Tuesday, November 13, 2007

PLAY: "Secret Order"

Photo/Carol Rosegg

Chemical strings like bc12 and p55 have never been so exciting to the layman before: in that regard, Bob Clyman's new Mametian play is a success. At the same time, Clyman builds medical suspense at the cost of realism, amping up the basest components of character so that for all their bellowing, they are unflappable in the dramatic wind. Thankfully, it's not all hot air: Clyman's plotting is airtight (if a bit predictable), and although the characters are obvious, when the actors are on, they're an exaggerated delight.

We first meet William Shumway (Dan Colman), the well-intentioned rube of the play, a scientist from Champaign-Urbana, Illinois, who may have just stumbled upon the cure for cancer. It isn't long before he's approached by the brusque and confident Robert Brock (Larry Pine), a twice-nominated scientist, respected elder, and father figure, all rolled into one. He's quickly coerced into a job with Hill-Matheson in New York City (the pacing zips from lecture to phone call to live visit to job in under three minutes of smooth storytelling), and soon after meets an excitable undergraduate, Alice Curiton (Jessi Campbell), and irritable codger, Saul Roth (Kenneth Tigar), his jealous rival from Toxicology. As pressures mount (with high expectations generated and then manufactured by Dr.
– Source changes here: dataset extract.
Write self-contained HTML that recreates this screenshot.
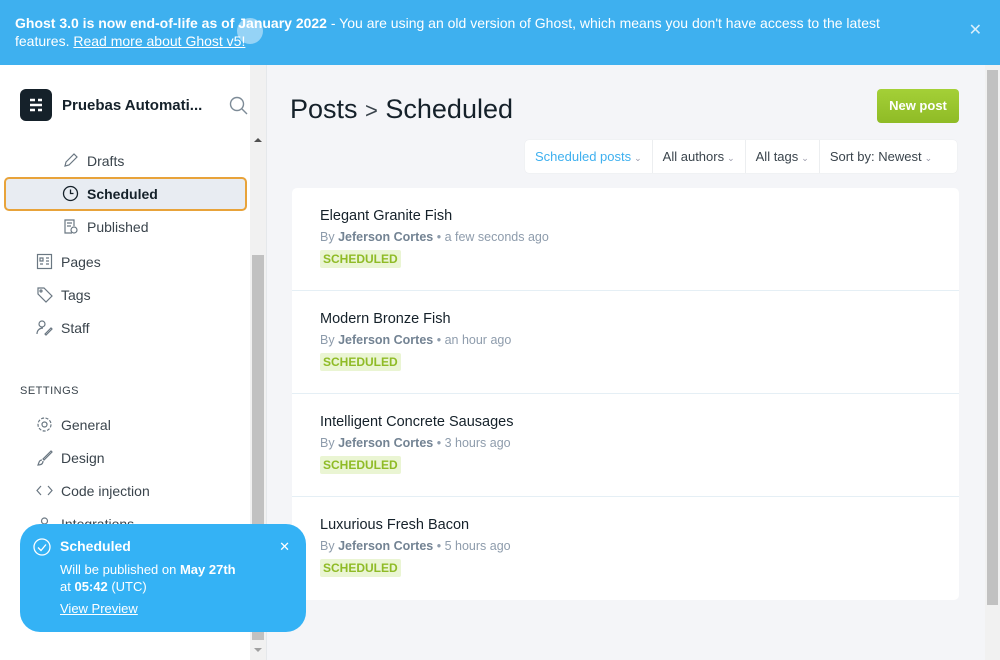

Brock), Shumway makes an unethical decision to hide his results: not lying, exactly, but far from honest. Charles Tower's direction, minimal in design, and always jumping to the middle of action, helps to make the unspoken conflict into a central character: Shumway is always caught in the spotlight.

But the play falters when the characters miss their beats: rhythms that are already artificially inflated really need to be said by an actor with a pulse. When Larry Pine is on, the show is electric, sucked into his brash and biting enthusiasm ("My grandson talks about fair, and he's five."), his manipulative wit ("Why bother lying to him if he doesn't know it's a lie?"), and his sardonic affability ("Were you severely beaten as a small boy for talking too much?"). But more often than not, Pine is stumbling over his lines, looking far from persuasive: blustery, yes, but effective, no. And this in turn spoils the dynamic between him and Mr. Colman, who is obviously playing dumb, holding his charisma in reserve so as to play a struggling scientist. Worse still, when Pine loses his humanity, he makes Mr. Tigar seem even less likeable, more a malicious force for revenge than the slighted and wrathful elder that he should be. In turn, between all these exaggerated archetypes, Ms. Campbell gets lost in the kerfuffle, a pushy character who is so likable that she's forgettable.

Ultimately, the play doesn't really say anything that's all too surprising about the medical industry, and the shallow ethics on display, all half-truths and dodges, aren't as loaded as Clyman would like them to be. The play actually works best in the awkward relationship between prideful father-figure (Brock) and prodigious son (Shumway), which again, only works when Mr. Pine is nailing his lines. But Clyman doesn't have that much of a spine to fall back on: beyond his scathing lines and accessible science, Secret Order is an actor's play, and that's no secret.